No problems were reported with the new enhanced Web site at www.attorneygeneral.gov, which was taking an average of 80 requests per second but was designed to handle up to 10,000 per second, Mr. Frederiksen said.

He urged people having trouble getting through on the phone to try again another day.

"You have until the 15th of September," he said. "There is no reason to panic." * * *

Elsewhere on the PA AG's website, various other aspects of PA's Do Not Call law & program are explained:
About a year after PA's law took effect in 2002, a federal law was passed with similar consumer protections. Separately, you can sign up for the National Do Not Call Registry, which is managed by the Federal Trade Commission (FTC), the nation's consumer protection agency. See: Information from the FTC, and Information for Consumers.

The federal protection from telemarketing will last five years from the registration date, and can be renewed.

The National Do Not Call Registry provides a separate online registration form that allows listing of three phone numbers, but requires confirmation using an email address that you provide.

After completing this form,
you will receive an email message regarding each submitted number from Register@donotcall.gov. To complete the registration, you must open each email and click on the link provided, which then verifies your request. This verification must be done within 72 hours, or the registration will fail.

I just renewed my PA registrations, and entered the federal program too. Consider doing the same.

Update: 08/20/07:

The PA Attorney General's Office recently announced an enforcement action against a telemarketer who allegedly violated PA's law in making direct telephone solicitations.
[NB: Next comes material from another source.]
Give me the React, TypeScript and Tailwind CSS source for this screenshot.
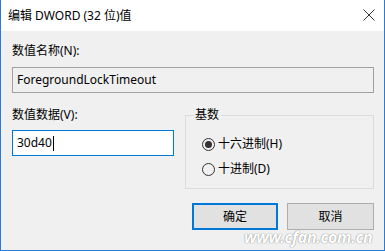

On August 14, 2007, in a Press Release, entitled "
Attorney General Corbett announces fines against two businesses for "Do Not Call" violations; failing to register under the Health Club Act", it was announced that Attorney General Tom Corbett prosecuted a Belle Vernon health club owner and a Florida-based telemarketing firm, which must pay investigation costs and fines to resolve complaints from consumers who received solicitation calls while enrolled on the Pennsylvania Do Not Call list.